Ernest sure liked the m**ie/y name pattern – mattie marthie mary-1 mary-2 minnie …
There are Marthies currently in Wisconsin, perhaps it would be worth simply trying to contact them all to see if they are named for a family member who was in Lake Hills way back then?
I think that it is spelled Marthie Drager. Look at how the lower case “g”s were formed in the the word “daughter” and the “ie” at the end is the same as the other names listed that clearly end in “ie”
FYI there is still a Fargo relative that lives in Wisconsin somewhere near Madison. Got this information from someone who is about his age. I think it is Mary’s son.
I also forgot that the “Hansen” referred to on the death certificate most likely was the individual who made the coffin. Many in the Hansen family were carpenters.
Have you considered that the undertaker was not a person, but a company? To me it looks more like Hansen + Hildebrants. There is a George Hildebrandt living in Lake Mills in 1900 listed as a carpenter, but a quick search for Hansen in Lake Mills is of no luck. But there were several in neighboring cities in the county. Perhaps that may lead you to more answers. A directory listing of businesses in the area perhaps?
Oddly enough, about an hour away from Lake Mills is a Hansen & Hildebrand law firm in Milwaukee.
Did you look for death certificates for the two maids? That might lead to more answers.
Anyway, my two cents.
There was Charles H Hildebrandt (Hansen & Hildebrandt) on Lake st., in the Lake Mills directory early 1900s.
The thing is, I wonder if Enoch even bothered with an undertaker. We know that Oatway falsified the death certificate when he fabricated a “burial permit number.” And it seems likely that the funeral director (undertaker) would have been the one to request and receive the burial permit number. Those old ledger books show that it took the better part of a day to get the burial permit. Dead on Tuesday, permit received on Wednesday.
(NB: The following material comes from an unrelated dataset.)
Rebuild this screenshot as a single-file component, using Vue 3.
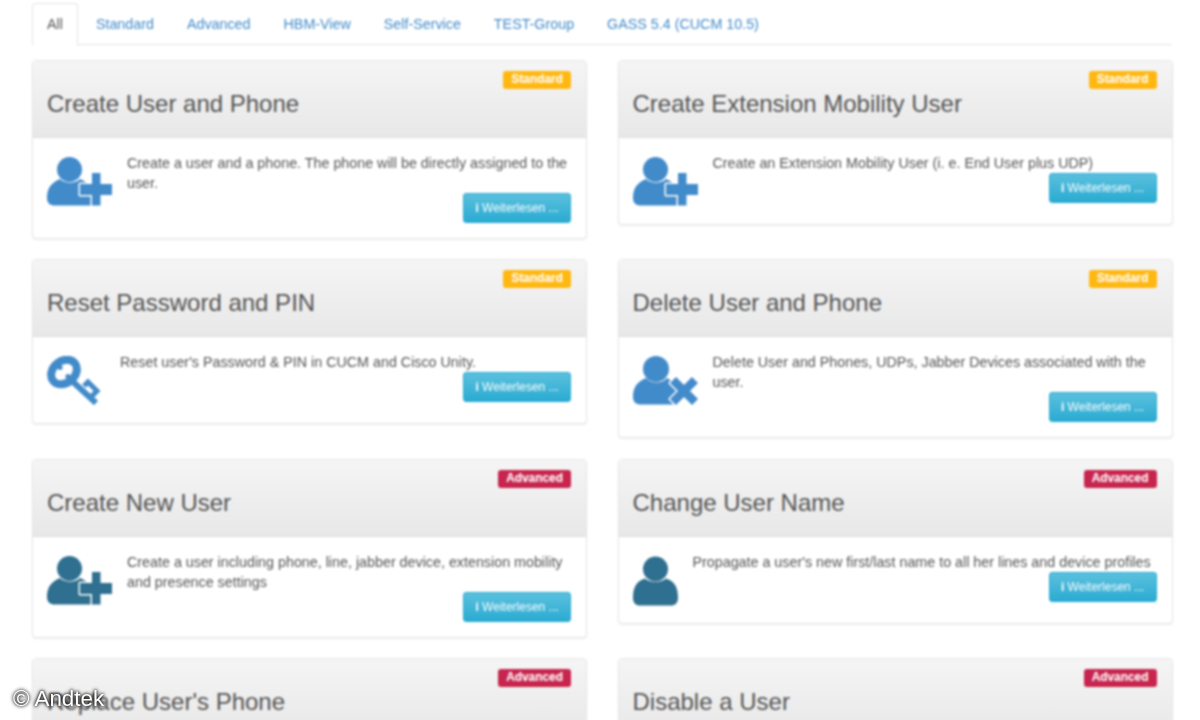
<script setup>
const tabs = ['All', 'Standard', 'Advanced', 'HBM-View', 'Self-Service', 'TEST-Group', 'GASS 5.4 (CUCM 10.5)']
const cards = [
  { title: 'Create User and Phone', badge: 'Standard', icon: 'plus', text: 'Create a user and a phone. The phone will be directly assigned to the user.' },
  { title: 'Create Extension Mobility User', badge: 'Standard', icon: 'plus', text: 'Create an Extension Mobility User (i. e. End User plus UDP)' },
  { title: 'Reset Password and PIN', badge: 'Standard', icon: 'key', text: "Reset user's Password & PIN in CUCM and Cisco Unity." },
  { title: 'Delete User and Phone', badge: 'Standard', icon: 'cross', text: 'Delete User and Phones, UDPs, Jabber Devices associated with the user.' },
  { title: 'Create New User', badge: 'Advanced', icon: 'plus', dark: true, text: 'Create a user including phone, line, jabber device, extension mobility and presence settings' },
  { title: 'Change User Name', badge: 'Advanced', icon: 'user', dark: true, text: "Propagate a user's new first/last name to all her lines and device profiles" },
  { title: "Replace User's Phone", badge: 'Advanced' },
  { title: 'Disable a User', badge: 'Advanced' },
]
</script>

<template>
  <div class="frame">
    <div class="page">
      <ul class="tabs">
        <li v-for="(t, i) in tabs" :key="t" class="tab" :class="{ active: i === 0 }">{{ t }}</li>
      </ul>
      <div class="grid">
        <section v-for="c in cards" :key="c.title" class="card">
          <header class="head">
            <span class="badge" :class="c.badge.toLowerCase()">{{ c.badge }}</span>
            <h2>{{ c.title }}</h2>
          </header>
          <div v-if="c.text" class="body">
            <svg v-if="c.icon === 'plus'" class="icon w65" :class="{ dark: c.dark }" viewBox="0 0 65 50">
              <circle cx="22.500" cy="12.500" r="12.500" />
              <path d="M0 41C0 31 4 26 13 22C18 27 28 27 33 22C38 24 42 27 44 32V48.500H8C3 48.500 0 46 0 41Z" />
              <path class="cut" d="M45 16H53.500V27H65V38H53.500V48.500H45V38H33V27H45Z" />
            </svg>
            <svg v-else-if="c.icon === 'cross'" class="icon w65" viewBox="0 0 65 50">
              <circle cx="23" cy="13" r="13" />
              <path d="M0 41C0 31 4 26 13 22C18 28 29 28 34 22C38 24 42 27 44 32V48.500H8C3 48.500 0 46 0 41Z" />
              <path class="cut" d="M43 21L51 29L59 21L65 27L57 35L65 43L59 49L51 41L43 49L37 43L45 35L37 27Z" />
            </svg>
            <svg v-else-if="c.icon === 'key'" class="icon w58" viewBox="0 0 58 50">
              <ellipse class="line" cx="17" cy="16" rx="14" ry="11" transform="rotate(-40 17 16)" stroke-width="8" />
              <circle cx="20.900" cy="20.600" r="2.500" />
              <circle cx="13.100" cy="11.400" r="2.500" />
              <path class="line" d="M24 24L49 47" stroke-width="6" />
              <path class="line" d="M37 30L41 26L50 35L44 41" stroke-width="5" />
            </svg>
            <svg v-else class="icon w45" :class="{ dark: c.dark }" viewBox="0 0 45 50">
              <circle cx="22.500" cy="13" r="12.500" />
              <path d="M0 42C0 32 3 25 12 22.500C17 27 28 27 33 22.500C42 25 45 32 45 42C45 47 42 49.500 38 49.500H7C3 49.500 0 47 0 42Z" />
            </svg>
            <div class="content">
              <p>{{ c.text }}</p>
              <button class="btn"><b>i</b> Weiterlesen ...</button>
            </div>
          </div>
        </section>
      </div>
    </div>
    <div class="mark">© Andtek</div>
  </div>
</template>

<style>
html, body { margin: 0; background: #fff; }
</style>

<style scoped>
.frame {
  position: relative;
  width: 1200px;
  height: 720px;
  overflow: hidden;
  background: #fff;
  font-family: "Liberation Sans", Arial, sans-serif;
}
.page {
  padding: 3px 28px 0 32px;
  filter: blur(0.9px);
}
.tabs {
  display: flex;
  list-style: none;
  margin: 0;
  padding: 0;
  height: 41px;
  border-bottom: 1px solid #e4e4e4;
}
.tab {
  padding: 0 15px;
  margin-right: 3px;
  height: 41px;
  line-height: 42px;
  font-size: 14.300px;
  color: #428bca;
}
.tab.active {
  color: #555;
  background: #fff;
  border: 1px solid #e4e4e4;
  border-bottom-color: #fff;
  border-radius: 4px 4px 0 0;
  line-height: 40px;
  padding: 0 14px;
}
.grid {
  display: grid;
  grid-template-columns: 555px 555px;
  column-gap: 30.500px;
  row-gap: 20.300px;
  align-items: start;
  margin-top: 15px;
}
.card {
  border: 1px solid #e6e6e6;
  border-radius: 4px;
  box-shadow: 0 1px 2px rgba(0, 0, 0, 0.07);
  background: #fff;
  overflow: hidden;
}
.head {
  position: relative;
  height: 77px;
  box-sizing: border-box;
  padding: 29px 15px 0 14px;
  background: linear-gradient(#f5f5f5, #e8e8e8);
  border-bottom: 1px solid #dddddd;
}
h2 {
  margin: 0;
  font-size: 24px;
  line-height: 27px;
  font-weight: 400;
  color: #555;
}
.badge {
  position: absolute;
  top: 10px;
  right: 15px;
  padding: 0 8px;
  height: 18px;
  line-height: 16px;
  font-size: 11.900px;
  font-weight: 700;
  color: #fff;
  border-radius: 3px;
}
.standard { background: #ffb812; }
.advanced { background: #c7254e; }
.body {
  display: flex;
  gap: 15px;
  padding: 15px 15px 15px 14px;
  min-height: 56px;
}
.icon {
  flex: none;
  height: 50px;
  margin-top: 4px;
  fill: #428bca;
}
.icon.dark { fill: #2f6f8f; }
.cut {
  stroke: #fff;
  stroke-width: 3;
  stroke-linejoin: round;
  paint-order: stroke;
}
.line {
  fill: none;
  stroke: #428bca;
}
.w65 { width: 65px; }
.w58 { width: 58px; }
.w45 { width: 45px; }
.content { flex: 1; min-width: 0; display: flex; flex-direction: column; }
p {
  margin: 0;
  font-size: 14.300px;
  line-height: 20px;
  color: #555;
}
.btn {
  align-self: flex-end;
  width: 108px;
  height: 30px;
  padding: 0;
  border: 1px solid #2aabd2;
  border-radius: 3px;
  background: linear-gradient(#5bc0de, #2aabd2);
  color: #fff;
  font: 12px "Liberation Sans", Arial, sans-serif;
}
.mark {
  position: absolute;
  left: 13px;
  bottom: 9px;
  font-size: 22.400px;
  line-height: 24px;
  color: #fff;
  text-shadow: 0 0 3px #000, 0 0 4px #000;
}
</style>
Since Oatway lied about the burial permit, I’m inclined to think he lied about the undertaker, too.
Which leads back to an even more troubling question: Where is Addie buried?
Very fascinating. How about Draeger, the servant that was in the household? Any idea what happened to her?
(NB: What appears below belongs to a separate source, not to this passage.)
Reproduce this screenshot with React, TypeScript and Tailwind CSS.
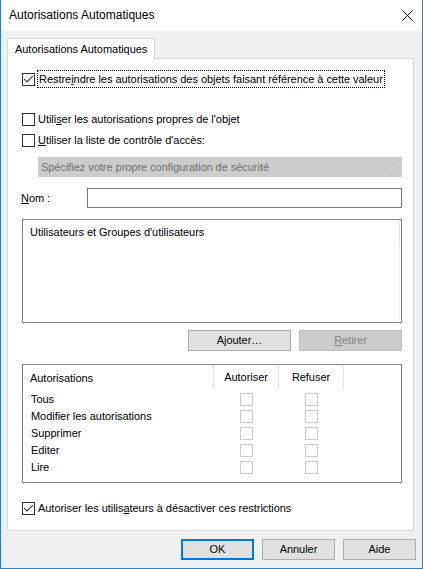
import React from "react";

function CheckBox({ checked = false, disabled = false }: { checked?: boolean; disabled?: boolean }) {
  return (
    <div
      className={
        disabled
          ? "w-[13px] h-[13px] shrink-0 border border-[#cccccc] bg-white"
          : "w-[13px] h-[13px] shrink-0 border border-[#333333] bg-white flex items-center justify-center"
      }
    >
      {checked && (
        <svg width="11" height="11" viewBox="0 0 11 11">
          <path d="M1.2 5.2 L4 8 L9.8 2.2" fill="none" stroke="#333333" strokeWidth="1.1" />
        </svg>
      )}
    </div>
  );
}

function Btn({
  children,
  w,
  kind = "normal",
}: {
  children: React.ReactNode;
  w: string;
  kind?: "normal" | "default" | "disabled";
}) {
  const base = "h-[21px] flex items-center justify-center shrink-0 " + w + " ";
  const cls =
    kind === "default"
      ? "border-2 border-[#0078d7] bg-[#e1e1e1] text-black"
      : kind === "disabled"
      ? "border border-[#bfbfbf] bg-[#cccccc] text-[#838383]"
      : "border border-[#adadad] bg-[#e1e1e1] text-black";
  return <div className={base + cls}>{children}</div>;
}

const rows = ["Tous", "Modifier les autorisations", "Supprimer", "Editer", "Lire"];

export default function App() {
  return (
    <div className="w-[423px] h-[569px] flex flex-col border-x border-b border-[#1883d7] bg-white text-black text-[11px] leading-[15px] tracking-[-0.04px] font-['Liberation_Sans',Arial,sans-serif]">
      {/* Title bar */}
      <div className="h-[31px] shrink-0 flex items-center justify-between bg-white pl-[8px] pr-[9px]">
        <span className="text-[12px] tracking-normal">Autorisations Automatiques</span>
        <svg width="11" height="11" viewBox="0 0 11 11">
          <path d="M0.5 0.5 L10.5 10.5 M10.5 0.5 L0.5 10.5" stroke="#000" strokeWidth="1" />
        </svg>
      </div>

      {/* Body */}
      <div className="flex-1 flex flex-col bg-[#f0f0f0] pl-[6px]">
        {/* Tab */}
        <div className="mt-[7px] flex">
          <div className="relative z-10 -mb-px h-[21px] w-[148px] flex items-center pl-[7px] bg-white border-t border-x border-[#d9d9d9]">
            Autorisations Automatiques
          </div>
        </div>

        {/* Panel */}
        <div className="w-[407px] h-[473px] border border-[#d9d9d9] bg-white flex flex-col pl-[14px] pr-[11px]">
          {/* Row 1 */}
          <div className="mt-[11px] h-[18px] flex items-center">
            <CheckBox checked />
            <span className="ml-[2px] h-[18px] flex items-center border border-dotted border-black px-[1px]">
              Restre<u>i</u>ndre les autorisations des objets faisant référence à cette valeur
            </span>
          </div>

          {/* Row 2 */}
          <div className="mt-[23px] h-[17px] flex items-center">
            <CheckBox />
            <span className="ml-[3px]">
              Utili<u>s</u>er les autorisations propres de l'objet
            </span>
          </div>

          {/* Row 3 */}
          <div className="mt-[4px] h-[17px] flex items-center">
            <CheckBox />
            <span className="ml-[3px]">
              <u>U</u>tiliser la liste de contrôle d'accès:
            </span>
          </div>

          {/* Dropdown */}
          <div className="mt-[8px] ml-[16px] h-[20px] flex items-center justify-between bg-[#cccccc] border border-[#cccccc] pl-[2px] pr-[6px] text-[#6d6d6d]">
            <span>Spécifiez votre propre configuration de sécurité</span>
            <svg width="9" height="5" viewBox="0 0 9 5">
              <path d="M0.5 0.5 L4.5 4.5 L8.5 0.5" fill="none" stroke="#e4e4e4" strokeWidth="1" />
            </svg>
          </div>

          {/* Nom */}
          <div className="mt-[11px] h-[20px] flex items-center">
            <span className="w-[66px] -ml-px">
              <u>N</u>om :
            </span>
            <div className="flex-1 h-[20px] border border-[#7a7a7a] bg-white" />
          </div>

          {/* List box */}
          <div className="relative mt-[11px] h-[104px] border border-[#828790] bg-white pl-[7px] pt-[5px]">
            <span>Utilisateurs et Groupes d'utilisateurs</span>
            <div className="absolute right-[1px] top-0 w-px h-[25px] bg-[#e3e3e3]" />
            <div className="absolute right-[1px] top-[25px] bottom-0 w-px bg-[#f3f3f3]" />
          </div>

          {/* Ajouter / Retirer */}
          <div className="mt-[7px] flex justify-end gap-[8px]">
            <Btn w="w-[103px]">
              A<u>j</u>outer…
            </Btn>
            <Btn w="w-[103px]" kind="disabled">
              <u>R</u>etirer
            </Btn>
          </div>

          {/* Table */}
          <div className="mt-[13px] h-[119px] border border-[#828790] bg-white flex flex-col">
            <div className="h-[26px] flex items-start">
              <div className="w-[190px] h-[26px] flex items-center pl-[7px]">Autorisations</div>
              <div className="w-[65px] h-[24px] border-l border-[#e5e5e5] flex items-center justify-center">
                Autoriser
              </div>
              <div className="w-[65px] h-[24px] border-l border-[#e5e5e5] flex items-center justify-center">
                Refuser
              </div>
              <div className="flex-1 h-[24px] border-l border-[#e5e5e5]" />
            </div>
            {rows.map((r) => (
              <div key={r} className="h-[17px] flex items-center">
                <div className="w-[190px] pl-[8px]">{r}</div>
                <div className="w-[65px] pl-px flex justify-center">
                  <CheckBox disabled />
                </div>
                <div className="w-[65px] pl-px flex justify-center">
                  <CheckBox disabled />
                </div>
              </div>
            ))}
          </div>

          {/* Bottom checkbox */}
          <div className="mt-[17px] h-[17px] flex items-center">
            <CheckBox checked />
            <span className="ml-[3px]">
              Autoriser les utilis<u>a</u>teurs à désactiver ces restrictions
            </span>
          </div>
        </div>

        {/* Footer buttons */}
        <div className="mt-[8px] flex justify-end gap-[8px] pr-[6px]">
          <Btn w="w-[73px]" kind="default">
            OK
          </Btn>
          <Btn w="w-[73px]">Annuler</Btn>
          <Btn w="w-[73px]">Aide</Btn>
        </div>
      </div>
    </div>
  );
}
I came upon your site because I was searching for Sears homes in Canada. Have you info on that?
@ ROBIN UNTZ; The lady “MARY” you refer to, would that be Mary Wilson of Lake Mills? I am Joel Wilson’s adopted eldest daughter and we lived in Lake Mills when I was young. As a child, I always wondered why “Nana” had her home office filled to the rafters with Lake Mills Leader newspapers. She would tell me she was saving them because she was going to write a book about Lake Mills.
Very fascinating indeed. I wasn’t able to purchase a copy of the book, but I understand the Library has at least one copy.
@ the writer of this blog, I am unable to locate your name or how to contact you. Would love just to chat. I never realized all this had happened in Lake Mills.
How did this ever come about, how did you happen upon this and investigate it? Thank you for sharing all this with us.
I applaud you for all your efforts and the efforts of those who helped you along the way to get to the truth. I wonder, will records be corrected and justice be done for Addy? Thank you for your passion.
@ ROSEMARY: I’m caught up now and have answered most of my questions above. I need to make note though, Mary Wilson had 3 sons. The third one’s name is Jim Wilson. He was an Oklahoma State Representative for a time. Mary Wilson also has a daughter, Mary Wilson. To my knowledge all are still living, but whereabouts unknown. I still have one question though, how are you related? 🙂 I’m happy to have read you have found some sort of closure, albeit not what you and all of us were hoping for. I am in agreement with you and all the evidence shows Addy met with foul play that caused her death. Are you going to take her remains and have them reburied elsewhere? Good luck Rose.